I assume that one fan can pull air on another fan? That would explain why they trip when starting together. When one tries to start, it will stabilize the fan speed before it trips - that makes the fan speed more easy to start the second time.

The frequency going 58-60 then 0-40hz is probably the drive going into torque limiting in an effort to avoid tripping. Once it is there, it probably won't get enough torque to ever gain control of the fan before it trips - sort of a catch 22 situation.

 

[padees]

My guess is you have a poorly engineered system, and may not even know what these motors really are.

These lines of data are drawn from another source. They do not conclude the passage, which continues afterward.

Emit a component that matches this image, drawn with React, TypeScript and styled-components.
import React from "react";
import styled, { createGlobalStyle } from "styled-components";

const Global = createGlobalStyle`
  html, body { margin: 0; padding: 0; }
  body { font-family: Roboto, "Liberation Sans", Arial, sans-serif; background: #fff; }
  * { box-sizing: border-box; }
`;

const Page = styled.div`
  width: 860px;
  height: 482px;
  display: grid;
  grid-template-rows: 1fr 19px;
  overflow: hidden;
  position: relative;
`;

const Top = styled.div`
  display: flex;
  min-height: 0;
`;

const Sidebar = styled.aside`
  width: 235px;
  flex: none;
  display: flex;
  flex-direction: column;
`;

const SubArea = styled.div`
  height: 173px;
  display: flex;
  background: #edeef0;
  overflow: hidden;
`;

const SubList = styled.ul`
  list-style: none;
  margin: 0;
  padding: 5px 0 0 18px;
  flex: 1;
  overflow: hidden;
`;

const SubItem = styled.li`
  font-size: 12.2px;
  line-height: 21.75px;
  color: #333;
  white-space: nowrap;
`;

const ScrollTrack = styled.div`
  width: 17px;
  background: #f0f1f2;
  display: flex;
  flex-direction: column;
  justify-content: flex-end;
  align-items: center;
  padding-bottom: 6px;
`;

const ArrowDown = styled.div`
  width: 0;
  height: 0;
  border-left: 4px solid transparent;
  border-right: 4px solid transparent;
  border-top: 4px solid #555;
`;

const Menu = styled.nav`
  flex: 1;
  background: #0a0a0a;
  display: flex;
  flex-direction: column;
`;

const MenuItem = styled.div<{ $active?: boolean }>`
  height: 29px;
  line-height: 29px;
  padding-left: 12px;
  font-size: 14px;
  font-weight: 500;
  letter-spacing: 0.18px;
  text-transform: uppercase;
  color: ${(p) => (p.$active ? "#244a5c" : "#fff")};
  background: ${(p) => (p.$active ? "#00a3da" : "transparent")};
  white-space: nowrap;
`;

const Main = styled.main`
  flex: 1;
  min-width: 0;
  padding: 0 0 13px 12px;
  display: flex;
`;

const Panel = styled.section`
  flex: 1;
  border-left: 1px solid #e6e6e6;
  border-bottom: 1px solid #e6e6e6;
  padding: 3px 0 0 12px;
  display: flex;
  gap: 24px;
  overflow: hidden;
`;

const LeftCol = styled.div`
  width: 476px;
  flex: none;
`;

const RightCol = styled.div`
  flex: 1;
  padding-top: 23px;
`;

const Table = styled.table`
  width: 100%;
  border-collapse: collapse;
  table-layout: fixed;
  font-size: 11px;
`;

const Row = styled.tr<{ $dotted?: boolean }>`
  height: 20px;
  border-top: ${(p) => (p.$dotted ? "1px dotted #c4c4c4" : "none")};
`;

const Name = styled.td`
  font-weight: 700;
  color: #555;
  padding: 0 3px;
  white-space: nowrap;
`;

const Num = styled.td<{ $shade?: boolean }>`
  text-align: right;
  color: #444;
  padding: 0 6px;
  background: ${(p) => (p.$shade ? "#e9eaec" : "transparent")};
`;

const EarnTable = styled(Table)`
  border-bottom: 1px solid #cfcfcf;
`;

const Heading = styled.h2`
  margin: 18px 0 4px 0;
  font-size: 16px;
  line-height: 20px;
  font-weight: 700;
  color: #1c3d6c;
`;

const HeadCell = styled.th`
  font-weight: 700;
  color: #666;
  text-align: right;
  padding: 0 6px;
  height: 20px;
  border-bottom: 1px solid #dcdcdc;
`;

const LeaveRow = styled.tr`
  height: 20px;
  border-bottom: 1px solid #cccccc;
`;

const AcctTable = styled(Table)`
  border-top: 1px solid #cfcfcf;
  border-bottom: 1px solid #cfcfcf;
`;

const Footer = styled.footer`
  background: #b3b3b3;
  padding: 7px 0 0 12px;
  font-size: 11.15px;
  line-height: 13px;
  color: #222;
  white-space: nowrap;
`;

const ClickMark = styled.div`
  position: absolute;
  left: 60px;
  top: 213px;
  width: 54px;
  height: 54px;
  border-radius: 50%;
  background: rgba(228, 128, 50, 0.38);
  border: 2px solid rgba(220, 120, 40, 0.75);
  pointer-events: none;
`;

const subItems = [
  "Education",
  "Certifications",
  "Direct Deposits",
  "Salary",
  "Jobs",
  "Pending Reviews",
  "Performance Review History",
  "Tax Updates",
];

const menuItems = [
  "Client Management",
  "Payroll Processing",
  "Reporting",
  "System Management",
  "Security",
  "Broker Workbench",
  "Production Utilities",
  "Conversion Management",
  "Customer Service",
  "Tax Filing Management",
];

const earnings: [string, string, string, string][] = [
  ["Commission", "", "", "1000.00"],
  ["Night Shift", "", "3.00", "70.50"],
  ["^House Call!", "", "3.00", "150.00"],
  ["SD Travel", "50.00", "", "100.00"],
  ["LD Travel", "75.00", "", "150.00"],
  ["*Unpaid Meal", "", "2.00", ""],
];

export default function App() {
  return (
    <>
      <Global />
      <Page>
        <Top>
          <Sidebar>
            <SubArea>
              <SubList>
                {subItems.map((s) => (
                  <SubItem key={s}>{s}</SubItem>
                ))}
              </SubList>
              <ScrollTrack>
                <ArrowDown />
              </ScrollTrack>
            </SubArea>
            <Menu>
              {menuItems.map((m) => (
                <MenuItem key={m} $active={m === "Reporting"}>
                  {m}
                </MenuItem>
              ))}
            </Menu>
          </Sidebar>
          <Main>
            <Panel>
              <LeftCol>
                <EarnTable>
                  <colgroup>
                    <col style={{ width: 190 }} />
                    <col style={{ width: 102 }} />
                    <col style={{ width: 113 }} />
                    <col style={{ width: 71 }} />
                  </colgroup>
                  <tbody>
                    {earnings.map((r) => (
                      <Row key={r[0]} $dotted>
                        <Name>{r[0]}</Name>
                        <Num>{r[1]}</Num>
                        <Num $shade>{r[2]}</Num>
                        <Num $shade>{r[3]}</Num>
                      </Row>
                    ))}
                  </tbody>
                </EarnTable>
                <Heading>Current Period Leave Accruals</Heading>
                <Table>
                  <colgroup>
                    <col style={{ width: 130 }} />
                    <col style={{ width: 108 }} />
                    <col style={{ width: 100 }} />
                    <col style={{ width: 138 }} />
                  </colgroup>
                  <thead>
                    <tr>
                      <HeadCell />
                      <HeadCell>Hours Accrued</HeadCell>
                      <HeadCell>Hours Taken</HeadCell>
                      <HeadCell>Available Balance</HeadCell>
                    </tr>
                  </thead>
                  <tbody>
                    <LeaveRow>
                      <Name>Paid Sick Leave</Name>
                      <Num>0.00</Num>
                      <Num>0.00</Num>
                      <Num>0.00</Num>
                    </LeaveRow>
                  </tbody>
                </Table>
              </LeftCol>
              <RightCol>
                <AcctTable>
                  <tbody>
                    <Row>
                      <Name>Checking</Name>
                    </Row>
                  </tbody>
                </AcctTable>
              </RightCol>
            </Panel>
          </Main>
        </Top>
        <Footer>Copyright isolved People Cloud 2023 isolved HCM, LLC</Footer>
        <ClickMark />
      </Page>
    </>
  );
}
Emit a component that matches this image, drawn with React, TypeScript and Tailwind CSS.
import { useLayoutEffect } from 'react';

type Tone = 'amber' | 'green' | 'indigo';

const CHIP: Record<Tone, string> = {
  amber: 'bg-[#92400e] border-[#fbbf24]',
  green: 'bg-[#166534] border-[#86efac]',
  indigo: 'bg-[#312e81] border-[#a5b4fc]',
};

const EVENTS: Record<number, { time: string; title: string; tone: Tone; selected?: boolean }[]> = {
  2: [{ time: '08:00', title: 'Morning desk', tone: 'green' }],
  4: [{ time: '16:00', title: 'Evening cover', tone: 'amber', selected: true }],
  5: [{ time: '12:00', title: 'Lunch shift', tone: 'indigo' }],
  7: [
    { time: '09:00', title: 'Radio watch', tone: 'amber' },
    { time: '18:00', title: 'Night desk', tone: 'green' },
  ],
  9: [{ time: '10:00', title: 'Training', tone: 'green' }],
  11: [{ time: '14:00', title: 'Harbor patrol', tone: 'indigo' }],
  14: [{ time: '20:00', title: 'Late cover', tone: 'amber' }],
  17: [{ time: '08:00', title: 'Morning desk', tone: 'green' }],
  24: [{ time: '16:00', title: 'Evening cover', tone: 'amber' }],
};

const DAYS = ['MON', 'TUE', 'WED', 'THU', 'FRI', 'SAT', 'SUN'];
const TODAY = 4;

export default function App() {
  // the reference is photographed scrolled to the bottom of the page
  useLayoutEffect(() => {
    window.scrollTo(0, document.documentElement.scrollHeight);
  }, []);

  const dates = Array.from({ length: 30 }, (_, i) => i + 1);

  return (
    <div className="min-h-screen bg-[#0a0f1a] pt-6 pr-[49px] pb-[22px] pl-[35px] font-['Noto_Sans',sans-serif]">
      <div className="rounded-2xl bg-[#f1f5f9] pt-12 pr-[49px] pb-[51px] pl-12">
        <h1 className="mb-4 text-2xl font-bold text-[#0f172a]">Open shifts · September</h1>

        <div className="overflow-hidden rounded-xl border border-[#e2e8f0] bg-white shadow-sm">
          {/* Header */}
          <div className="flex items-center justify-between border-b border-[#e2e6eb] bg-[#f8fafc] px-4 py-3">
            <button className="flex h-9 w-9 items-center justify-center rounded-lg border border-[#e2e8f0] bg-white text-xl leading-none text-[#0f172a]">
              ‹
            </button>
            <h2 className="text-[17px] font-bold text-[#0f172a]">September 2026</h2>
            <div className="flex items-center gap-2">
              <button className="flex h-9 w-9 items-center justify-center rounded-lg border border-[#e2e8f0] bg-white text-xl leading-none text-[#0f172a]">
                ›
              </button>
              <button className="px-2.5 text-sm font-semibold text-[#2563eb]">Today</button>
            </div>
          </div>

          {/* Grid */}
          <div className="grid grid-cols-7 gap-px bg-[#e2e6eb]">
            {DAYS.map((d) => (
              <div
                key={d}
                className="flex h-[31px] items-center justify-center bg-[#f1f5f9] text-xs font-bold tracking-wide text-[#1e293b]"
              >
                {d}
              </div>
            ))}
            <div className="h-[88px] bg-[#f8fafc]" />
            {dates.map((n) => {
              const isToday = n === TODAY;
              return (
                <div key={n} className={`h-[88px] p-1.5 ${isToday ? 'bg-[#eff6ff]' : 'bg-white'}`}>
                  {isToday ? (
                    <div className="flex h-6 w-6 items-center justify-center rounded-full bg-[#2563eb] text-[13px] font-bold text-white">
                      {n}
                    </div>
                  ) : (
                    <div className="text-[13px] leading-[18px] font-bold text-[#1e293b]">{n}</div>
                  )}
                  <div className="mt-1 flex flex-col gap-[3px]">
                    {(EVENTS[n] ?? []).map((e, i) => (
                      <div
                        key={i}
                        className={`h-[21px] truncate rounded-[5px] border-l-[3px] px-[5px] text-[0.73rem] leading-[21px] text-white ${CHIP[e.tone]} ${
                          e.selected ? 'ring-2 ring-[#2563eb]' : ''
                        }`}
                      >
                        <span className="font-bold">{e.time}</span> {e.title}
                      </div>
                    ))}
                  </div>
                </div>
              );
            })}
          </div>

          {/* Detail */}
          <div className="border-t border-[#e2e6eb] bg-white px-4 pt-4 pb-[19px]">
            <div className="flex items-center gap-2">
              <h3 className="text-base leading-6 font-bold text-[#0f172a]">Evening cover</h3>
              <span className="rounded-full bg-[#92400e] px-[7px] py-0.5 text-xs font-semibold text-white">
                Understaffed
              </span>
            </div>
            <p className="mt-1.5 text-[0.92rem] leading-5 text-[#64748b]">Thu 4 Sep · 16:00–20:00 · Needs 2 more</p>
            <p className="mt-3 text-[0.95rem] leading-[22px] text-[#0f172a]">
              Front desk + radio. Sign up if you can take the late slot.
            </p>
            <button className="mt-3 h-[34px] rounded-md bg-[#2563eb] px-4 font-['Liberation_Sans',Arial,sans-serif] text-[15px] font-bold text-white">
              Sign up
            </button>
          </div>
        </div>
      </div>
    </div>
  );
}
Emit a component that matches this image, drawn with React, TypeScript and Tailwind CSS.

I agree that flying starts can be an issue, but why do you need to do that?

 

[GaryS]

If you are getting a buss over voltage on a drive the tells me that the blowers are not starting together so when the second one starts the other one is moving the other blower so the second blower starts it in in Regen mode until it matches speed
Several solutions are available
Don't setup the vfd to run in 4 quad mode Regen so they don't try to absorb the energy to slow down or sync the blowers
You could install a Buss Loader / DB resister to dump the over voltage
Why would you set the current limit to 200% it should never be more than 125% other wise you risk damaging the equipment
A few things to watch on those Flying Starts is you need to understand exactly how they worm
Some vid's start at the bottom freq and increase the speed until the catch the motor speed those seem to try slow the motor to match the speed. Others start at top speed and then lower freq until there catch the motor using a limited current then they supply full necessary current to control the motor to the commanded speed
It is more complicated than I can explain here
You really should talk to the drive engineers
Let us know how you make out

 

[JesperMP]

Why would you set the current limit to 200% it should never be more than 125% other wise you risk damaging the equipment

Why ?
Surely it is allowed to have a significantly higher motor current than nominal, when it is only short term.
The motor should be protected anyway, either by the motor model in the drive, or by a thermistor (highly recommended for anything driven by a VFD).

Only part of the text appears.